Starship Forum is improving its chances of continual growth in content and size, as more interlinks get created on other sites and forums, bringing in new readers and writers. Continual sending of invitations to prospects has been the main method of promotion. As the list achieves greater numbers (beyond the critical mass?), the rate of self-subscriptions might exceed the rate of subscribe-by-invitations, but sending invitations and referrals would continue to be the reliable method.

Starship Forum is unique in its aim of observing and examining the world with an integrating view of philosophy, art, and technology. There are larger, older objectivist forums, whose membership includes advanced students of philosophy and objectivism. There are also smaller specialized objectivist forums on movies, books, art, outreach, family, technical philosophy, plus other forums less specialized and more wide-ranging in its topics. Then there are numerous space technology lists like Project Starship, Space Settlers, and Space Science Institute, as well as the many Startrek forums. But this Starship forum is a more comprehensive forum: it's open to discussions on all aspects of life pertaining to the realization of life's meaning, purpose, and integration. ("One-Stop-Shopping")

Some people might think that a "multi-inter-disciplinary" forum like this one would be hard to develop and maintain, due to the vast differences in outlooks of the people from the diverse fields and interests -- about as difficult as getting a philosopher, an engineer, and an artist together.

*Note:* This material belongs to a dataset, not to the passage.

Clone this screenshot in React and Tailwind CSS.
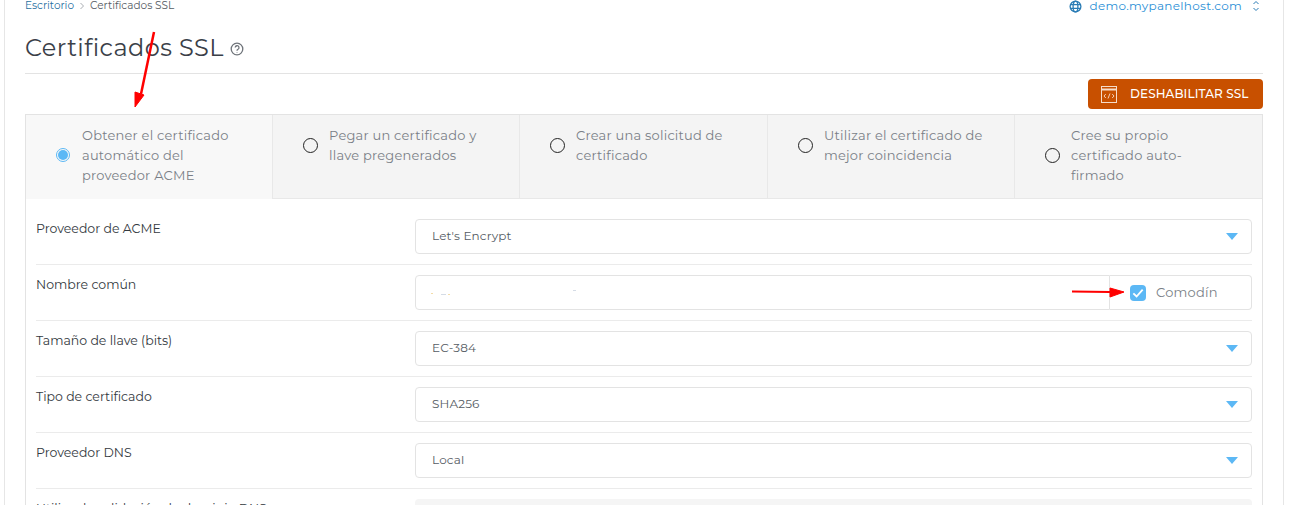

But, at least a forum is available here for the three interest-groups to try to exchange viewpoints, becoming acquainted with each other's terms, and learning to understand each other's perspectives on the world that is the same for all.

I want to thank all of you for all the ways you participated in building this forum with me, especially the writers who enrich the content of the ideas being studied here.

One last memo: A members-moderated forum

I want to start work on my next essay, and will be putting less work into the management and promotion of this forum, including writing fewer posts, for the next little while.

So I will change a setting to let members post directly to the list. i.e., for the next while, Starship Forum will be members-moderated. This means the members who post will need to check for themselves the readability and relevance of their posts. (Review some of the layout and format of some of the past posts to get tips.) That also means that there will be 7/24 immediate, "real-time" posting on the list, without waiting for the moderator to get it out.

There is a chance that unfriendly disrupters might post to the list when there's no moderator to block them; but, the retro-active moderating that I'll still be doing can deal with it. Except for ill-willed infiltrators, the forum is open to all, on all topics relating to philosophy, art, and technology.

The kind of posts that are of more value and more likely to be read are those with a readily apparent point to make, whether of a question, an announcement, a proposal, an argument, a greeting, whatever. Excess wording, of one's own or quotations from other posts, always makes a post harder to read. On the other hand, one- liners, unless they're tempered with meaning and sharpened to a stiletto's point, are also unlikely to arouse interest.

So, when I do a post, I check the spelling, punctuation, and grammar; format the layout for readability, quote minimally from the posts I'm responding to; include references to date and author of the post; maintain a polite tone that focuses on the ideas being discussed, and not the person, and yet remember that it is a person discussing.

Even though I won't be on the web nor posting as much for a while, I'm looking forward to reading the news, debates, and jokes beaming out from the Starship Forum.

In this, the Season of Light, I wish you all Good Will, Good Work, and Good Cheer.